Concern about our food, the quality, the exploitation of farmers and workers in the production chain and how it affects our health has induced conscious and political consumerism. But making a statement with the wallet supporting sustainable production might only be the first step. Once food conscious is awakened, it is a small step to grow your own food. Probably also fuelled by the recession, the demand for seeds has skyrocketed recently. The Washington Post (19-6) comments that

“After years in the doldrums, the consumer demand for vegetable seeds has abruptly climbed at a rate even industry veterans have never seen.”

Growing your own food is rapidly becoming a trend as part of an urban agriculture movement. There is a continuous emergence of new initiatives. For example, initiatives which somebody called “Gleaning social networks”; groups who harvest from public places and private places. Wild edibles, such as nuts, berries, fallen fruit, mushrooms and herbs are collected, sometimes to be distributed among the poor. In LA, 120.000 pounds of fruit was harvested within the city last year. Recently Amsterdam was mapped for its wild edibles.

Another type of urban agriculture initiative is “peer-to-peer agriculture”, initiatives which are about sharing land, tools and other resources for more efficient use. For example, how to find an allotment if there are waiting lists? Through internet people can search for pieces of land or gardens which might be (partly) used by someone willing to grow food.

With the rise of more and more urban agriculture initiatives and local food production, new farmers are born each day. These examples show that our idea of what a farm is will soon need serious reconsideration.

Hopi Agriculture

Kachina dolls

Kachina dolls

The Hopi have many spiritual and ceremonial places and events. We experienced one of these events, a Kachina dance in a village on Third Mesa. In the months of April, May and June, the ‘day dances’ take place. From February until July these dances involve Kachinas. The Kachinas are the spiritual essence for the Hopi, their appearance connects the Hopi to their ancestral spirits, the elements and the universe. The Kachinas are believed to live at the San Francisco Peaks, they appear from February to July in different types of dances. All dances are connected in some way to rain and harvest. As rain is the limiting factor, their religious and ceremonial life cannot be separated from agriculture and food and being Hopi.

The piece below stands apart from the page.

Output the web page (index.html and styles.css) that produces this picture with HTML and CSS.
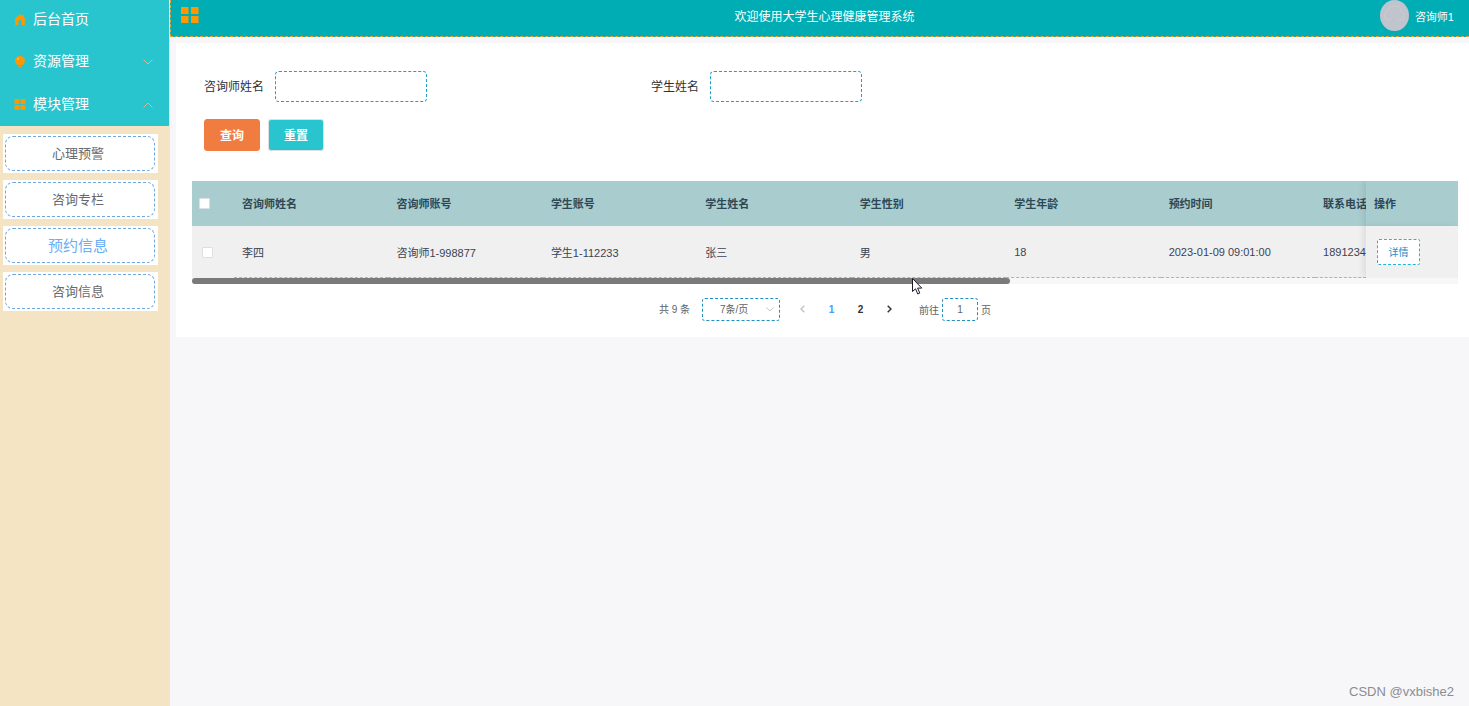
FILE: index.html
```html
<!DOCTYPE html>
<html lang="zh-CN">
<head>
<meta charset="utf-8">
<title>大学生心理健康管理系统</title>
<link rel="stylesheet" href="styles.css">
</head>
<body>
<div class="layout">
  <aside class="sidebar">
    <nav class="menu">
      <a class="menu-item menu-home" href="#">
        <svg class="menu-icon" viewBox="0 0 12 12"><path d="M6 .6 0 6h1.2v5.500h3.100V8.200a1.700 1.700 0 0 1 3.400 0v3.300h3.100V6H12L9.900 4.100V1.600H8.400v1.100z"/></svg>
        <span class="menu-text">后台首页</span>
      </a>
      <button class="menu-item" type="button">
        <svg class="menu-icon" viewBox="0 0 12 14"><path d="M6 1a5.300 5.300 0 0 0-5.300 5.200c0 2.100 1.300 3.300 2.800 4.700h5c1.500-1.400 2.800-2.600 2.800-4.700A5.300 5.300 0 0 0 6 1zM4.300 11.600h3.400v1.600H4.300z"/><path class="shine" d="M3 5.500A3 3 0 0 1 5 3.300"/></svg>
        <span class="menu-text">资源管理</span>
        <svg class="chevron" viewBox="0 0 10 6"><path d="M.5.500 5 5 9.500.500"/></svg>
      </button>
      <button class="menu-item" type="button">
        <svg class="menu-icon" viewBox="0 0 12 12"><path d="M.5.500h5v5h-5zM6.500.500h5v5h-5zM.5 6.500h5v5h-5zM6.500 6.500h5v5h-5z"/></svg>
        <span class="menu-text">模块管理</span>
        <svg class="chevron" viewBox="0 0 10 6"><path d="M.5 5.500 5 1l4.500 4.500"/></svg>
      </button>
    </nav>
    <nav class="submenu">
      <a class="sub-item" href="#"><span class="sub-label">心理预警</span></a>
      <a class="sub-item" href="#"><span class="sub-label">咨询专栏</span></a>
      <a class="sub-item active" href="#"><span class="sub-label">预约信息</span></a>
      <a class="sub-item" href="#"><span class="sub-label">咨询信息</span></a>
    </nav>
  </aside>

  <div class="content">
    <header class="topbar">
      <button class="collapse" type="button" aria-label="折叠菜单">
        <svg viewBox="0 0 18 16"><path d="M0 0h7.500v7H0zM10 0h7.500v7H10zM0 9h7.500v7H0zM10 9h7.500v7H10z"/></svg>
      </button>
      <h1 class="title">欢迎使用大学生心理健康管理系统</h1>
      <div class="user">
        <svg class="avatar" viewBox="0 0 29 31"><ellipse cx="14.500" cy="15.500" rx="14.500" ry="15.500"/><path d="M8 20a4.500 4.500 0 0 1-1-8.500 7.500 7.500 0 0 1 14.500 0A4.500 4.500 0 0 1 21 20c-2 0-3-.5-3.500-1.500M8 20c2 0 3-.5 3.500-1.500"/></svg>
        <span>咨询师1</span>
      </div>
    </header>

    <main class="card">
      <form class="search">
        <div class="fields">
          <div class="field">
            <label for="counselor">咨询师姓名</label>
            <input id="counselor" class="text-input" type="text">
          </div>
          <div class="field">
            <label for="student">学生姓名</label>
            <input id="student" class="text-input" type="text">
          </div>
        </div>
        <div class="actions">
          <button class="btn btn-query" type="button">查询</button>
          <button class="btn btn-reset" type="button">重置</button>
        </div>
      </form>

      <div class="table-wrap">
        <table class="table">
          <colgroup>
            <col class="col-check">
            <col class="col-data" span="7">
            <col>
            <col class="col-action">
          </colgroup>
          <thead>
            <tr>
              <th class="check-cell"><input class="check" type="checkbox" aria-label="全选"></th>
              <th>咨询师姓名</th>
              <th>咨询师账号</th>
              <th>学生账号</th>
              <th>学生姓名</th>
              <th>学生性别</th>
              <th>学生年龄</th>
              <th>预约时间</th>
              <th class="clipped">联系电话</th>
              <th class="fixed">操作</th>
            </tr>
          </thead>
          <tbody>
            <tr>
              <td class="check-cell row-check"><input class="check" type="checkbox" aria-label="选择李四"></td>
              <td>李四</td>
              <td>咨询师1-998877</td>
              <td>学生1-112233</td>
              <td>张三</td>
              <td>男</td>
              <td>18</td>
              <td>2023-01-09 09:01:00</td>
              <td class="clipped">1891234</td>
              <td class="fixed"><button class="detail" type="button">详情</button></td>
            </tr>
          </tbody>
        </table>
      </div>
      <div class="scroll-track">
        <div class="scroll-thumb"></div>
        <svg class="pointer" viewBox="0 0 11 17"><path d="M.5.500v13l3-2.700 2.300 5.200 2-1-2.200-4.900h4.200z"/></svg>
      </div>

      <div class="pagination">
        <span class="total">共 9 条</span>
        <div class="size">
          <select class="size-select" aria-label="每页条数"><option>7条/页</option></select>
          <svg class="size-arrow" viewBox="0 0 8 5"><path d="M.5.500 4 4 7.500.500"/></svg>
        </div>
        <button class="page disabled" type="button" aria-label="上一页"><svg viewBox="0 0 5 8"><path d="M4.300.700 1 4l3.300 3.300"/></svg></button>
        <button class="page current" type="button">1</button>
        <button class="page" type="button">2</button>
        <button class="page" type="button" aria-label="下一页"><svg viewBox="0 0 5 8"><path d="M.700.700 4 4 .700 7.300"/></svg></button>
        <label class="jump">前往<input class="jump-input" type="text" value="1">页</label>
      </div>
    </main>
    <footer class="watermark">CSDN @vxbishe2</footer>
  </div>
</div>
</body>
</html>
```
FILE: styles.css
```css
* {
  box-sizing: border-box;
}

body {
  margin: 0;
  font-family: "Liberation Sans", "Noto Sans CJK SC", sans-serif;
  font-size: 12px;
  color: #303133;
  background: #f7f7fa;
}

button,
input,
select {
  margin: 0;
  font-family: inherit;
}

a {
  text-decoration: none;
}

.layout {
  display: flex;
  min-height: 100vh;
}

/* Sidebar */

.sidebar {
  flex: none;
  width: 170px;
  background: #f5e4c3;
  border-right: 1px solid #e6e6e6;
}

.menu {
  display: flex;
  flex-direction: column;
  background: #29c5ce;
}

.menu-item {
  display: flex;
  align-items: center;
  gap: 7px;
  height: 43px;
  padding: 0 16px 0 14px;
  border: 0;
  background: none;
  color: #fff;
  font-size: 14px;
}

.menu-home {
  height: 40px;
  padding-bottom: 2px;
}

.menu-text {
  padding-bottom: 3px;
}

.menu-icon {
  width: 12px;
  height: 13px;
  fill: #ff9800;
}

.shine {
  fill: none;
  stroke: #ffd28a;
}

.chevron {
  width: 10px;
  height: 6px;
  margin-left: auto;
  fill: none;
  stroke: #d9b98a;
}

.submenu {
  display: flex;
  flex-direction: column;
  gap: 7px;
  padding: 8px 11px 8px 3px;
}

.sub-item {
  display: flex;
  height: 39px;
  padding: 2px;
  padding-right: 3px;
  background: #fff;
  color: #666a70;
  font-size: 13px;
}

.sub-label {
  flex: 1;
  display: flex;
  align-items: center;
  justify-content: center;
  padding: 0 4px 2px 0;
  border: 1px dashed #6fa8dc;
  border-radius: 8px;
}

.sub-item.active {
  color: #6aaef5;
  font-size: 15px;
}

/* Header */

.content {
  flex: 1;
  min-width: 0;
  display: flex;
  flex-direction: column;
}

.topbar {
  display: grid;
  grid-template-columns: 1fr auto 1fr;
  height: 37px;
  padding: 0 15px 5px 10px;
  background: #00adb5;
  border-bottom: 1px dashed #f0a030;
  border-left: 1px dashed #f0a030;
  color: #fff;
}

.collapse {
  justify-self: start;
  align-self: center;
  display: flex;
  padding: 0 0 2px;
  border: 0;
  background: none;
}

.collapse svg {
  width: 18px;
  height: 16px;
  fill: #ff9800;
}

.title {
  align-self: center;
  margin: 0;
  padding-left: 14px;
  font-size: 12px;
  font-weight: 400;
}

.user {
  justify-self: end;
  display: flex;
  align-items: center;
  gap: 6px;
  font-size: 11px;
}

.avatar {
  width: 29px;
  height: 31px;
  fill: #c0c4cc;
}

.avatar path {
  fill: none;
  stroke: #cfccd0;
}

/* Card */

.card {
  margin: 6px 0 0 6px;
  padding: 28px 11px 16px 16px;
  background: #fff;
}

.search {
  padding: 0 12px;
}

.fields {
  display: grid;
  grid-template-columns: 36% 1fr;
}

.field {
  display: flex;
  align-items: center;
  gap: 11px;
}

.field label {
  padding-bottom: 2px;
  font-size: 12px;
}

.text-input {
  width: 152px;
  height: 31px;
  padding: 0 8px;
  border: 1px dashed #1f9fc4;
  border-radius: 4px;
  background: #fff;
  font-size: 12px;
}

.actions {
  display: flex;
  gap: 8px;
  margin: 17px 0 30px;
}

.btn {
  width: 56px;
  height: 32px;
  padding: 0 0 2px;
  border: 1px solid #dcdfe6;
  border-radius: 3px;
  color: #fff;
  font-size: 12px;
  font-weight: 700;
}

.btn-query {
  background: #f17c40;
  border-color: #f17c40;
}

.btn-reset {
  background: #29c5ce;
}

/* Table */

.table-wrap {
  overflow: hidden;
}

.table {
  width: 100%;
  min-width: 1100px;
  table-layout: fixed;
  border-collapse: separate;
  border-spacing: 0;
  font-size: 11px;
  color: #3c4353;
}

.col-check {
  width: 42px;
}

.col-data {
  width: 12.2%;
}

.col-action {
  width: 92px;
}

.table th,
.table td {
  padding: 0 8px;
  text-align: left;
  white-space: nowrap;
}

.table th {
  height: 45px;
  padding-bottom: 2px;
  background: #a9cdcf;
  color: #2f4856;
}

.table td {
  height: 52px;
  background: #f0f0f0;
  border-bottom: 1px dashed #e6a088;
}

.table .clipped {
  padding-right: 0;
  overflow: hidden;
}

.table .check-cell {
  padding: 0 0 0 7px;
  border-bottom: 0;
}

.table .row-check {
  padding-left: 10px;
}

.check {
  display: block;
  appearance: none;
  width: 11px;
  height: 11px;
  border: 1px solid #dcdfe6;
  border-radius: 1px;
  background: #fff;
}

.table .fixed {
  position: sticky;
  right: 0;
  border-bottom: 0;
  box-shadow: -3px 0 6px rgba(0, 0, 0, 0.08);
}

.table td.fixed {
  padding-left: 11px;
}

.detail {
  width: 43px;
  height: 26px;
  padding: 0 0 2px;
  border: 1px dashed #22b5d8;
  border-radius: 2px;
  background: #fff;
  color: #1a8fc8;
  font-size: 10px;
}

.scroll-track {
  position: relative;
  height: 6px;
  background: #f7f7f7;
}

.scroll-thumb {
  width: 64.6%;
  height: 6px;
  border-radius: 3px;
  background: #7a7a7a;
}

.pointer {
  position: absolute;
  left: 56.9%;
  top: 0;
  width: 11px;
  height: 17px;
  fill: #fff;
  stroke: #1a1a2a;
}

/* Pagination */

.pagination {
  display: flex;
  align-items: center;
  justify-content: center;
  margin-top: 14px;
  font-size: 10px;
  color: #606266;
}

.total {
  margin-right: 12px;
  padding-bottom: 2px;
}

.size {
  display: grid;
  align-items: center;
  margin-right: 8px;
}

.size-select {
  grid-area: 1 / 1;
  appearance: none;
  width: 78px;
  height: 23px;
  padding: 0 14px 0 0;
  border: 1px dashed #1f8fc4;
  border-radius: 3px;
  background: #fff;
  color: #606266;
  font-size: 10px;
  text-align: center;
  text-align-last: center;
}

.size-arrow {
  grid-area: 1 / 1;
  justify-self: end;
  width: 8px;
  height: 5px;
  margin-right: 6px;
  fill: none;
  stroke: #c0c4cc;
  pointer-events: none;
}

.page {
  display: flex;
  align-items: center;
  justify-content: center;
  width: 29px;
  height: 22px;
  padding: 0 0 1px;
  border: 0;
  background: none;
  color: #303133;
  font-size: 10px;
  font-weight: 700;
}

.page svg {
  width: 5px;
  height: 8px;
  fill: none;
  stroke: #303133;
  stroke-width: 1.4;
}

.page.disabled svg {
  stroke: #c0c4cc;
}

.page.current {
  color: #409eff;
}

.jump {
  display: flex;
  align-items: center;
  margin-left: 15px;
}

.jump-input {
  width: 36px;
  height: 23px;
  margin: 0 3px;
  padding: 0;
  border: 1px dashed #1f8fc4;
  border-radius: 3px;
  background: #fff;
  color: #606266;
  font-size: 10px;
  text-align: center;
}

.watermark {
  margin-top: auto;
  padding: 0 15px 7px;
  color: #8c8c90;
  font-size: 13px;
  text-align: right;
}
```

The Hopi strongly hold to their ceremonies and traditions and tribal rules. After some experiences with unethical use of material gathered by visitors, one is reminded everywhere that taking pictures or notes of the ceremonies, the people, the villages and the landscape are forbidden. Doing research in this area is also subject to tribal rules. The data collected cannot be possessed by the researcher/ university. It remains with the Hopi and each usage of material has to be negotiated and agreed upon.

Hopi agriculture and gathering were once the sole source of sustenance. Mainly dependent on rain in the high arid dessert of Arizona, the Hopi planted corn, beans, squash, cotton and gourds that were particularly resistant to the drought and pests of the area. We saw cornfields where the corn is now approx 30 centimeter high. It has been a good spring so far, with quite a bit of rain. Corn is planted very deep, with a planting stick around 6 seeds are sown together up to 18 inches deep into the soil. The depth of the hole depends on judgment in terms of soil moisture. Many corn plants growing together could push through the sandy soil. And each bundle of seeds stands 4 footsteps from each other. In between beans are sown as well as squash around the edges.

Hopi ceremony requires a number of different kinds of Hopi corn, blue, white, yellow, red, purple and mixed. There are at least twelve types of Hopi corn, each with separate ceremonial functions. Grinding corn is a particularly important ritual act for women. At menarche, young girls have a grinding ceremony where they make piki, a wafer-thin flat bread made from blue corn and water. Piki bread is part of the food that the women cook for the various dances and rituals. We saw a piki bread cooker, a thick flat back stone over a fire. Courage and skill is needed to cook the bread because the women cover their hand in the batter and quickly whip their hand over the extremely hot stone. The result is a super thin rolled bread.